Example 19: Create TTL index

The TTL will delete any documents where the created_on field is older than 1000 seconds.

important

Notes about TTL

The expireAfterSeconds is not a hard limit. MongoDB will remove any expired documents some time after they have meet the condition.

It’s important to note that Time to Live indexes only with Date based fields.

Covered Index Queries

Covered index queries are queries that can be answered using only the information stored in the index. Basically MongoDB answers the query using the fields stored in an index, never actually materializing the document into memory. Let’s look at an example usage of covered queries.

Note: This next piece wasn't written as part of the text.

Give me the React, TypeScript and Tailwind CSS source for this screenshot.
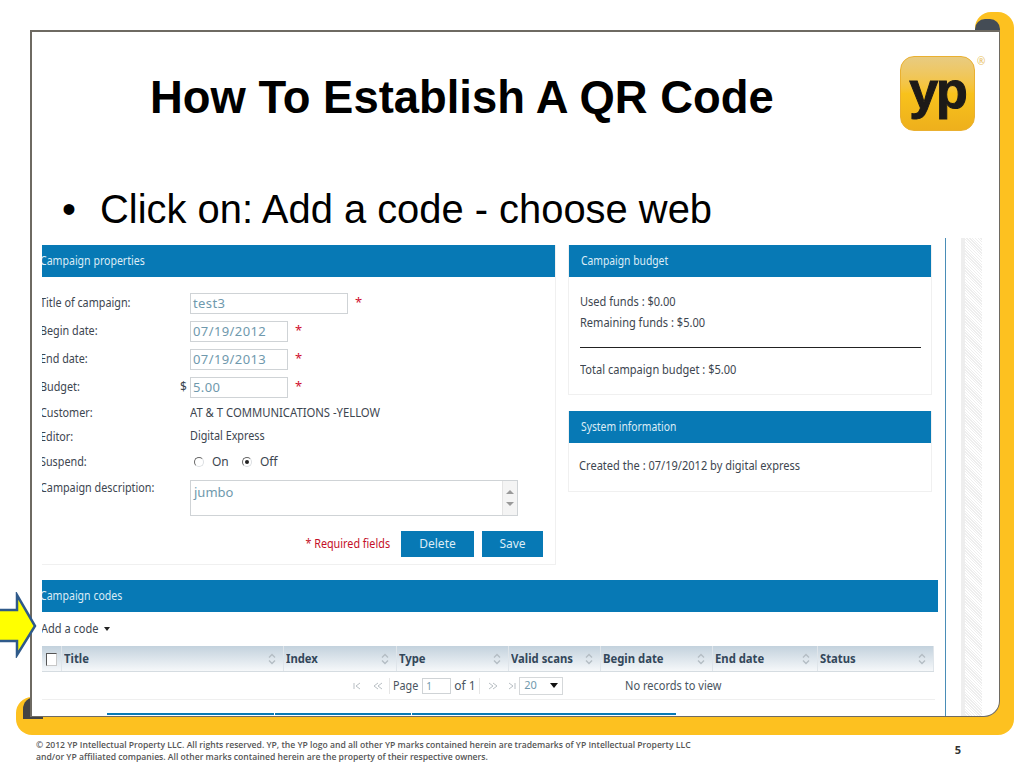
const ui = { fontFamily: '"Noto Sans", sans-serif' };
const arial = { fontFamily: '"Liberation Sans", Arial, sans-serif' };

const headBg = 'bg-gradient-to-b from-[#c3d2dd] to-[#f6f8fa]';

function PanelHeader({ title, clip }: { title: string; clip?: boolean }) {
  return (
    <div className="flex h-[32px] items-center overflow-hidden bg-[#0779b5] text-[12px] text-[#dcecf5]">
      <span className={clip ? '-ml-[2px] origin-left scale-x-[0.88] whitespace-nowrap' : 'ml-[12px] origin-left scale-x-[0.86] whitespace-nowrap'}>{title}</span>
    </div>
  );
}

function Label({ children }: { children: string }) {
  return (
    <div className="w-[138px] overflow-hidden whitespace-nowrap text-[12px] text-[#3d4650]">
      <span className="-ml-[2px] inline-block origin-left scale-x-90">{children}</span>
    </div>
  );
}

function Star() {
  return <span className="ml-[7px] text-[13px] text-[#d0102f]">*</span>;
}

function InputRow({ label, value, wide, prefix }: { label: string; value: string; wide?: boolean; prefix?: string }) {
  return (
    <div className="flex h-[28px] items-center">
      <Label>{label}</Label>
      <div className="w-[10px] text-[12px] text-[#3d4650]">{prefix}</div>
      <div className={`${wide ? 'w-[158px]' : 'w-[98px]'} h-[21px] border border-[#cfd3d6] pl-[2px] text-[13px] leading-[19px] tracking-[0.4px] text-[#6f99ad]`}>
        {value}
      </div>
      <Star />
    </div>
  );
}

function SortIcon() {
  return (
    <svg width="8" height="12" viewBox="0 0 8 12" className="shrink-0">
      <path d="M1 4.5 L4 1.5 L7 4.5" fill="none" stroke="#b4bdc4" strokeWidth="1.4" />
      <path d="M1 7.5 L4 10.5 L7 7.5" fill="none" stroke="#b4bdc4" strokeWidth="1.4" />
    </svg>
  );
}

function Radio({ on }: { on?: boolean }) {
  return (
    <span className="flex h-[10px] w-[10px] items-center justify-center rounded-full border border-[#dcdfe2] border-l-[#666] border-t-[#666]">
      {on && <span className="h-[4px] w-[4px] rounded-full bg-[#222]" />}
    </span>
  );
}

const columns = [
  { title: 'Title', w: 'w-[222px]' },
  { title: 'Index', w: 'w-[113px]' },
  { title: 'Type', w: 'w-[112px]' },
  { title: 'Valid scans', w: 'w-[92px]' },
  { title: 'Begin date', w: 'w-[112px]' },
  { title: 'End date', w: 'w-[105px]' },
  { title: 'Status', w: 'w-[116px]' },
];

function PagerIcon({ d }: { d: string }) {
  return (
    <svg width="10" height="8" viewBox="0 0 10 8" className="shrink-0">
      <path d={d} fill="none" stroke="#b9bfc4" strokeWidth="1" />
    </svg>
  );
}

function Form() {
  return (
    <div className="h-[320px] w-[514px] border-b border-r border-[#f0f0f0]">
      <PanelHeader title="Campaign properties" clip />
      <div className="pt-[12px]">
        <InputRow label="Title of campaign:" value="test3" wide />
        <InputRow label="Begin date:" value="07/19/2012" />
        <InputRow label="End date:" value="07/19/2013" />
        <InputRow label="Budget:" value="5.00" prefix="$" />
        <div className="flex h-[24px] items-center">
          <Label>Customer:</Label>
          <div className="w-[10px]" />
          <span className="origin-left scale-x-[0.94] whitespace-nowrap text-[12px] text-[#3d4650]">AT &amp; T COMMUNICATIONS -YELLOW</span>
        </div>
        <div className="flex h-[24px] items-center">
          <Label>Editor:</Label>
          <div className="w-[10px]" />
          <span className="-mt-[2px] origin-left scale-x-90 whitespace-nowrap text-[12px] text-[#3d4650]">Digital Express</span>
        </div>
        <div className="flex h-[26px] items-center">
          <Label>Suspend:</Label>
          <div className="w-[10px]" />
          <div className="flex items-center pl-[4px] text-[12px] text-[#3d4650]">
            <Radio />
            <span className="ml-[8px] w-[30px]">On</span>
            <Radio on />
            <span className="ml-[8px]">Off</span>
          </div>
        </div>
        <div className="mt-[5px] flex">
          <div className="-mt-[1px]"><Label>Campaign description:</Label></div>
          <div className="w-[10px]" />
          <div className="flex h-[36px] w-[328px] border border-[#cfd3d6] text-[13px] text-[#6f99ad]">
            <span className="flex-1 pl-[3px] leading-[22px]">jumbo</span>
            <div className="flex w-[15px] flex-col items-center justify-between border-l border-[#e4e4e4] bg-[#f4f4f4] py-[9px]">
              <span className="h-0 w-0 border-x-[4px] border-b-[4px] border-x-transparent border-b-[#9a9a9a]" />
              <span className="h-0 w-0 border-x-[4px] border-t-[4px] border-x-transparent border-t-[#9a9a9a]" />
            </div>
          </div>
        </div>
        <div className="mt-[15px] flex items-center justify-end pr-[12px]">
          <span className="mr-[11px] origin-right scale-x-90 whitespace-nowrap text-[12px] text-[#c40f28]">* Required fields</span>
          <button className="h-[26px] w-[73px] bg-[#0779b5] text-[12px] text-[#dcecf5]">Delete</button>
          <button className="ml-[8px] h-[26px] w-[61px] bg-[#0779b5] text-[12px] text-[#dcecf5]">Save</button>
        </div>
      </div>
    </div>
  );
}

function Sidebar() {
  return (
    <div className="ml-[12px] w-[364px]">
      <div className="h-[150px] border-b border-x border-[#f0f0f0]">
        <PanelHeader title="Campaign budget" />
        <div className="px-[11px] pt-[16px] text-[12px] text-[#3d4650]">
          <p className="h-[21px] origin-left scale-x-[0.92] whitespace-nowrap">Used funds : $0.00</p>
          <p className="h-[21px] origin-left scale-x-[0.92] whitespace-nowrap">Remaining funds : $5.00</p>
          <div className="mt-[12px] h-px w-[341px] bg-[#222]" />
          <p className="mt-[13px] origin-left scale-x-[0.92] whitespace-nowrap">Total campaign budget : $5.00</p>
        </div>
      </div>
      <div className="mt-[16px] h-[81px] border-b border-x border-[#f0f0f0]">
        <PanelHeader title="System information" />
        <p className="origin-left scale-x-[0.92] whitespace-nowrap px-[11px] pt-[14px] text-[12px] text-[#3d4650]">Created the : 07/19/2012 by digital express</p>
      </div>
    </div>
  );
}

function CodesTable() {
  return (
    <div className="mt-[15px] w-[896px]">
      <PanelHeader title="Campaign codes" clip />
      <div className="flex h-[34px] items-center overflow-hidden text-[12px] text-[#3d4650]">
        <span className="-ml-[1px] origin-left scale-x-[0.92] whitespace-nowrap">Add a code</span>
        <span className="h-0 w-0 border-x-[3.5px] border-t-[4px] border-x-transparent border-t-[#222]" />
      </div>
      <div className={`flex h-[26px] w-[892px] items-center border-b border-[#d5dce1] ${headBg}`}>
        <div className="flex h-full w-[20px] items-center justify-center border-r border-[#dfe5ea]">
          <span className="mt-[2px] h-[13px] w-[11px] border border-[#c8c8c8] border-l-[#555] border-t-[#555] bg-white" />
        </div>
        {columns.map((c) => (
          <div key={c.title} className={`${c.w} flex h-full items-center justify-between border-r border-[#dfe5ea] pl-[2px] pr-[7px] text-[12px] font-bold text-[#33475a]`}>
            <span className="origin-left scale-x-[0.94] whitespace-nowrap">{c.title}</span>
            <SortIcon />
          </div>
        ))}
      </div>
      <div className="flex h-[28px] w-[893px] items-center border-b border-[#efefef] text-[12px] text-[#4a5560]">
        <div className="ml-[311px] flex w-[37px] items-center gap-[10px] border-r border-[#e6e6e6] py-[4px]">
          <PagerIcon d="M1 1 V7 M7 1 L3 4 L7 7" />
          <PagerIcon d="M5 1 L1 4 L5 7 M9 1 L5 4 L9 7" />
        </div>
        <span className="ml-[3px] origin-left scale-x-90 whitespace-nowrap">Page</span>
        <span className="ml-[1px] h-[16px] w-[29px] border border-[#cfd3d6] pl-[3px] text-[10px] leading-[14px] text-[#6f99ad]">1</span>
        <span className="ml-[3px] w-[24px] whitespace-nowrap">of 1</span>
        <div className="ml-[1px] flex items-center gap-[8px] border-l border-[#e6e6e6] py-[4px] pl-[8px]">
          <PagerIcon d="M1 1 L5 4 L1 7 M5 1 L9 4 L5 7" />
          <PagerIcon d="M3 1 L7 4 L3 7 M9 1 V7" />
        </div>
        <div className="ml-[3px] flex h-[18px] w-[44px] items-center justify-between border border-[#d5d8da] px-[4px] text-[11px] text-[#6f99ad]">
          <span>20</span>
          <span className="h-0 w-0 border-x-[4px] border-t-[5px] border-x-transparent border-t-[#111]" />
        </div>
        <span className="ml-[62px] origin-left scale-x-[0.92] whitespace-nowrap">No records to view</span>
      </div>
      <div className="ml-[65px] mt-[13px] flex h-[2px] w-[569px] justify-between bg-[#0779b5] pl-[167px] pr-[264px]">
        <span className="h-full w-px bg-white" />
        <span className="h-full w-px bg-white" />
      </div>
    </div>
  );
}

export default function App() {
  return (
    <div className="relative h-[768px] w-[1024px] overflow-hidden bg-white" style={ui}>
      {/* yellow frame behind the slide */}
      <div className="absolute left-[16px] top-[697px] h-[38px] w-[998px] rounded-b-[16px] rounded-tl-[16px] bg-[#fdc120]" />
      <div className="absolute left-[975px] top-[12px] h-[700px] w-[39px] rounded-t-[16px] bg-[#fdc120]" />
      <div className="absolute left-[23px] top-[697px] h-[22px] w-[20px] rounded-tl-[12px] bg-[#444]" />
      <div className="absolute left-[975px] top-[19px] h-[20px] w-[25px] rounded-t-[10px] bg-[#444c55]" />

      <div className="relative ml-[30px] mt-[30px] h-[687px] w-[970px] overflow-hidden rounded-br-[16px] border border-l-2 border-t-2 border-[#6e6a62] bg-white">
        <h1 className="h-[128px] pl-[118px] pt-[33px] text-[45.4px] font-bold leading-[66px] text-black" style={arial}>
          How To Establish A QR Code
        </h1>
        <div className="flex h-[78px] items-start pl-[30px] pt-[26px] text-[39.9px] leading-[46px] text-black" style={arial}>
          <span className="w-[38px]">•</span>
          <span>Click on: Add a code - choose web</span>
        </div>
        <div className="flex h-[480px]">
          <div className="h-full w-[914px] border-r border-[#4a8db7] pl-[10px] pt-[7px]">
            <div className="flex">
              <Form />
              <Sidebar />
            </div>
            <CodesTable />
          </div>
          <div className="ml-[15px] h-full w-[21px] border-l-4 border-[#eeeeee] bg-[repeating-linear-gradient(45deg,#eeeeee_0,#eeeeee_1px,#ffffff_1px,#ffffff_2px)]" />
        </div>
      </div>

      {/* logo */}
      <div className="absolute left-[900px] top-[56px] flex h-[75px] w-[75px] items-center justify-center rounded-[14px] border border-[#eab030] bg-gradient-to-b from-[#e8cb80] via-[#f8c21c] to-[#eeb01c]">
        <span className="-mt-[8px] text-[52px] font-bold leading-none tracking-[-2px] text-[#1d1a18] [-webkit-text-stroke:1px_#1d1a18]" style={arial}>yp</span>
      </div>
      <span className="absolute left-[977px] top-[54px] text-[10px] text-[#e8c060]">®</span>

      {/* arrow pointing at Add a code */}
      <svg className="absolute left-0 top-[592px]" width="38" height="66" viewBox="0 0 38 66">
        <path d="M-2 18 H17 V3 L35 34 L17 63 V49 H-2 Z" fill="#ffff00" stroke="#2f5a8a" strokeWidth="2.5" />
      </svg>

      {/* footer */}
      <footer className="ml-[36px] mt-[22px] flex w-[925px] justify-between text-[8.6px] font-semibold leading-[12px] text-[#555]" style={{ fontFamily: '"Open Sans", sans-serif' }}>
        <p className="w-[680px] whitespace-nowrap">
          © 2012 YP Intellectual Property LLC. All rights reserved. YP, the YP logo and all other YP marks contained herein are trademarks of YP Intellectual Property LLC<br />
          and/or YP affiliated companies. All other marks contained herein are the property of their respective owners.
        </p>
        <span className="mt-[5px] text-[11px] font-bold text-[#333]">5</span>
      </footer>
    </div>
  );
}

var covered = db.getSisterDB("indexes").covered;
covered.insert({ text: "hello", site: "home"});
covered.insert({ text: "hello", site: "work" });

Figure: Sample documents

Let’s define the covered index first.

var covered = db.getSisterDB("indexes").covered;
covered.ensureIndex({text: 1, site: 1});

Example 20: Create Covered index

Next perform a covered index query.

var covered = db.getSisterDB("indexes").covered;
covered.find({text: "hello"}, {_id: 0, text:1, site:1});

Example 21: Query using Covered Index

Let’s retrieve the query plan.

var covered = db.getSisterDB("indexes").covered;
covered.find({text: "hello"}, {_id: 0, text:1, site:1}).explain();

Example 22: Query with Explain

This returns a result with all the details about the query plan executed for this query.

{
  "cursor" : "BtreeCursor text_1_site_1",
  "isMultiKey" : false,
  "n" : 2,
  "nscannedObjects" : 0,
  "nscanned" : 2,
  "nscannedObjectsAllPlans" : 0,
  "nscannedAllPlans" : 2,
  "scanAndOrder" : false,
  "indexOnly" : true,
  "nYields" : 0,
  "nChunkSkips" : 0,
  "millis" : 0,
  ...
  "server" : "christkv.local:27017"
}

Figure: Query plan example, field removed for brevity

Notice how the query plan result includes indexOnly set to true. This means that the query was completely covered by the index and MongoDB never touched the documents.

important

Covered Index Gotchas

Notice how {_id: 0, text:1, site:1} excludes _id. A covered index query cannot include the _id field.